Simple pairwise visualizations for incomplete datasets

data visualization
ecology
An R code to visualize correlations using complete observations for each pairwise combination
Published

September 9, 2023

This is my first post. It is going to be an easy one.

It often happens that a species × trait matrix (or any data set really) is incomplete because of missing trait information (some species may have some traits, while others don’t). In my experience, this makes difficult to check pairwise correlations using common visualization tools in R. Here, I report an R code to plot pairwise correlation estimates retaining complete observations (with cor(..., use="pairwise.complete.obs")) for each pair in the lower-right panel and reporting the sample size in the upper-left panel. This way, one can always know how many species report trait data information for each pair and check their correlation value.

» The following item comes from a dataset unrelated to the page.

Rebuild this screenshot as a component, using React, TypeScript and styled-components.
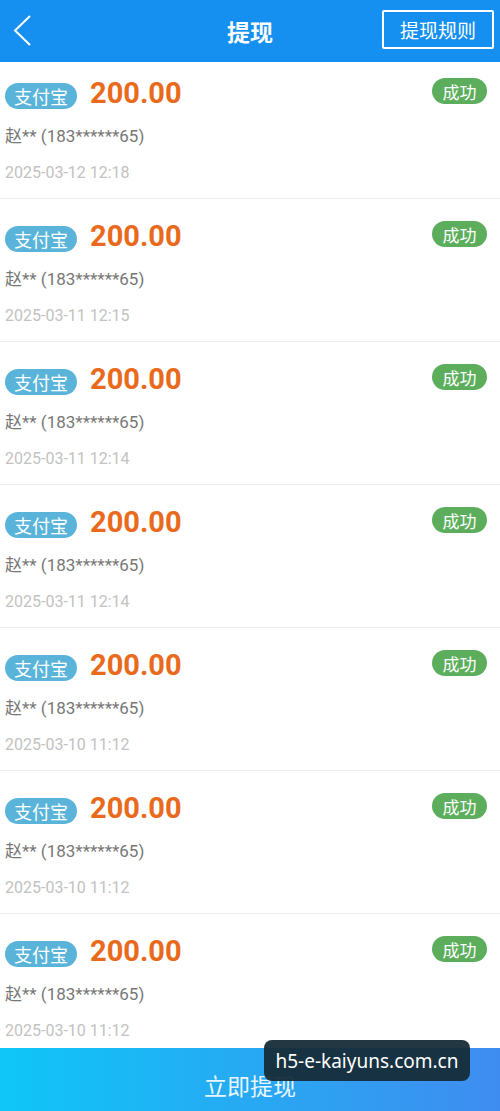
import React from "react";
import styled, { createGlobalStyle } from "styled-components";

const Global = createGlobalStyle`
  html, body { margin: 0; padding: 0; background: #fff; }
  body { font-family: Roboto, "Noto Sans CJK SC", sans-serif; }
  * { box-sizing: border-box; }
`;

const Page = styled.div`
  width: 500px;
  height: 1111px;
  display: flex;
  flex-direction: column;
  overflow: hidden;
  position: relative;
  background: #fff;
`;

const Header = styled.div`
  height: 62px;
  flex: none;
  background: #1590f0;
  display: grid;
  grid-template-columns: 1fr auto 1fr;
  align-items: center;
  padding: 0 6px 0 12px;
  position: relative;
  z-index: 1;
`;

const Back = styled.div`
  display: flex;
  align-items: center;
`;

const Title = styled.div`
  color: #fff;
  font-size: 23px;
  font-weight: 700;
  font-family: "Noto Sans CJK SC", sans-serif;
  margin-left: -6px;
`;

const RuleButton = styled.div`
  justify-self: end;
  width: 112px;
  height: 39px;
  margin-top: -4px;
  border: 2px solid #fff;
  border-radius: 2px;
  color: #fff;
  font-size: 19px;
  font-family: "Noto Sans CJK SC", sans-serif;
  display: flex;
  align-items: center;
  justify-content: center;
`;

const List = styled.div`
  flex: 1;
  overflow: hidden;
  margin-top: -6px;
`;

const Item = styled.div`
  height: 143px;
  border-bottom: 1px solid #ebebeb;
  padding: 21px 13px 0 5px;
  display: flex;
  flex-direction: column;
`;

const TopRow = styled.div`
  display: flex;
  align-items: flex-start;
  height: 38px;
`;

const Channel = styled.div`
  margin-top: 6px;
  height: 26px;
  width: 72px;
  border-radius: 13px;
  background: #5ab4da;
  color: #fff;
  font-size: 18px;
  font-family: "Noto Sans CJK SC", sans-serif;
  display: flex;
  align-items: center;
  justify-content: center;
  line-height: 1;
`;

const Amount = styled.div`
  margin-left: 13px;
  margin-top: -3px;
  color: #e96a1c;
  font-size: 29px;
  font-weight: 700;
  font-family: Roboto, sans-serif;
  line-height: 38px;
`;

const Status = styled.div`
  margin-left: auto;
  margin-top: 1px;
  height: 26px;
  width: 55px;
  border-radius: 13px;
  background: #5cae5c;
  color: #fff;
  font-size: 17px;
  font-family: "Noto Sans CJK SC", sans-serif;
  display: flex;
  align-items: center;
  justify-content: center;
  line-height: 1;
`;

const Name = styled.div`
  margin-top: 9px;
  color: #777;
  font-size: 17px;
  line-height: 24px;
  font-family: Roboto, "Noto Sans CJK SC", sans-serif;
`;

const Time = styled.div`
  margin-top: 14px;
  color: #c2c2c2;
  font-size: 16px;
  line-height: 22px;
  font-family: Roboto, sans-serif;
`;

const Submit = styled.div`
  height: 63px;
  flex: none;
  background: linear-gradient(90deg, #0fc6f8 0%, #2aa6f2 55%, #3f8cf0 100%);
  color: #e8f6ff;
  font-size: 23px;
  font-family: "Noto Sans CJK SC", sans-serif;
  display: flex;
  align-items: center;
  justify-content: center;
  padding-top: 10px;
`;

const Watermark = styled.div`
  position: absolute;
  left: 264px;
  top: 1040px;
  width: 206px;
  height: 41px;
  border-radius: 8px;
  background: rgba(22, 44, 56, 0.95);
  color: #fff;
  font-size: 19px;
  font-family: "Noto Sans", sans-serif;
  display: flex;
  align-items: center;
  justify-content: center;
`;

const records = [
  "2025-03-12 12:18",
  "2025-03-11 12:15",
  "2025-03-11 12:14",
  "2025-03-11 12:14",
  "2025-03-10 11:12",
  "2025-03-10 11:12",
  "2025-03-10 11:12",
];

export default function App() {
  return (
    <Page>
      <Global />
      <Header>
        <Back>
          <svg width="22" height="34" viewBox="0 0 22 34">
            <polyline points="18,2 3,16.5 18,31" fill="none" stroke="#fff" strokeWidth="2" />
          </svg>
        </Back>
        <Title>提现</Title>
        <RuleButton>提现规则</RuleButton>
      </Header>
      <List>
        {records.map((t, i) => (
          <Item key={i}>
            <TopRow>
              <Channel>支付宝</Channel>
              <Amount>200.00</Amount>
              <Status>成功</Status>
            </TopRow>
            <Name>赵** (183******65)</Name>
            <Time>{t}</Time>
          </Item>
        ))}
      </List>
      <Submit>立即提现</Submit>
      <Watermark>h5-e-kaiyuns.com.cn</Watermark>
    </Page>
  );
}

#Plot correlation matrix with gaps

#1. Accessory functions ####
getsamplesize <- function(vec_a, vec_b) {
  nrow(drop_na(data.frame(vec_a,vec_b)))
}
firstup <- function(x) {
  substr(x, 1, 1) <- toupper(substr(x, 1, 1))
  x
}
get_lower_tri<-function(cormat){
  cormat[upper.tri(cormat)] <- NA
  return(cormat)
}
get_upper_tri <- function(cormat){
  cormat[lower.tri(cormat)]<- NA
  return(cormat)
}

#2. load the function
#N.B. this function requires tidyverse, reshape2, and corrr packages

plot.inc.cor <- function(mat, round.label.digit=2, cor.method='pearson', size.label=4){
  
  corm <- cor(mat, method = cor.method, use="pairwise.complete.obs")
  
  pcorm <- cor(mat, method = cor.method, use="pairwise.complete.obs") %>%
    get_lower_tri %>%
    reshape2::melt()
  pcorm$value = ifelse(pcorm$Var1 == pcorm$Var2, NA, pcorm$value)
  psams <- corrr::colpair_map(mat, getsamplesize) %>%
    as.data.frame %>%
    tibble::column_to_rownames('term') %>%
    as.matrix %>%
    get_upper_tri %>%
    reshape2::melt() %>%
    setNames(names(pcorm)) 
  
  pcorm$value = round(pcorm$value, round.label.digit)
  # Format the numeric values with two decimal places
  pcorm$formatted_value <- sprintf(paste0('%.',round.label.digit,'f'), pcorm$value)
  pcorm$formatted_value <- ifelse(pcorm$formatted_value=='NA',NA,pcorm$formatted_value)
  
  p <- ggplot() + 
    geom_tile(data = pcorm, aes(x=Var1, y=Var2, fill=value), color='grey80')+
    geom_text(data = psams, aes(x=Var1, y=Var2, label = value, alpha=log(value)), color = "black", size = size.label) +
    geom_text(data = pcorm, aes(x=Var1, y=Var2, label = formatted_value), color = "black", size = size.label) +
    scale_fill_gradient2(low = "#4A6FE3", mid = "white", high = "#D33F6A", 
                         midpoint = 0, limit = c(-1,1), space = "Lab", 
                         na.value = 'white',
                         name=paste0(firstup(cor.method),'\ncorrelation')) +
    theme_classic() +
    guides(alpha='none')+
    theme(axis.text.x = element_text(angle = 45, vjust = 1, hjust = 1, color='black'),
          axis.text.y = element_text(color='black'),
          axis.title = element_blank(),
          axis.line = element_blank(),
          panel.background = element_rect(fill = "white",
                                          colour = "white")) +
    coord_fixed() +
    geom_abline(slope = 1, intercept = 0, color='grey80') 
  return(p)
}

Simulate some data and visualize the output with the plot.inc.cor function:

set.seed(9)

library(tidyverse); library(reshape2); library(corrr)

# Number of rows and columns in the dataframe
num_species <- 100
num_traits <- 7

# Generate random data with NAs
dmatrix <- matrix(runif(num_species * num_traits), nrow = num_species)

# Randomly replace 25% of values with NA
dmatrix[sample(length(dmatrix), length(dmatrix)*0.25)] <- NA

# Convert the matrix to a dataframe
dmatrix <- as.data.frame(dmatrix)
names(dmatrix) = paste0('Trait',1:ncol(dmatrix))

plot.inc.cor(dmatrix, cor.method='pearson', round.label.digit=2, size.label=3)

Example of output obtained, using default options. Upper left panel displays the number of observations without NAs (complete cases) for each pair; bottom right panel shows their correlation coefficient (default is ‘pearson’).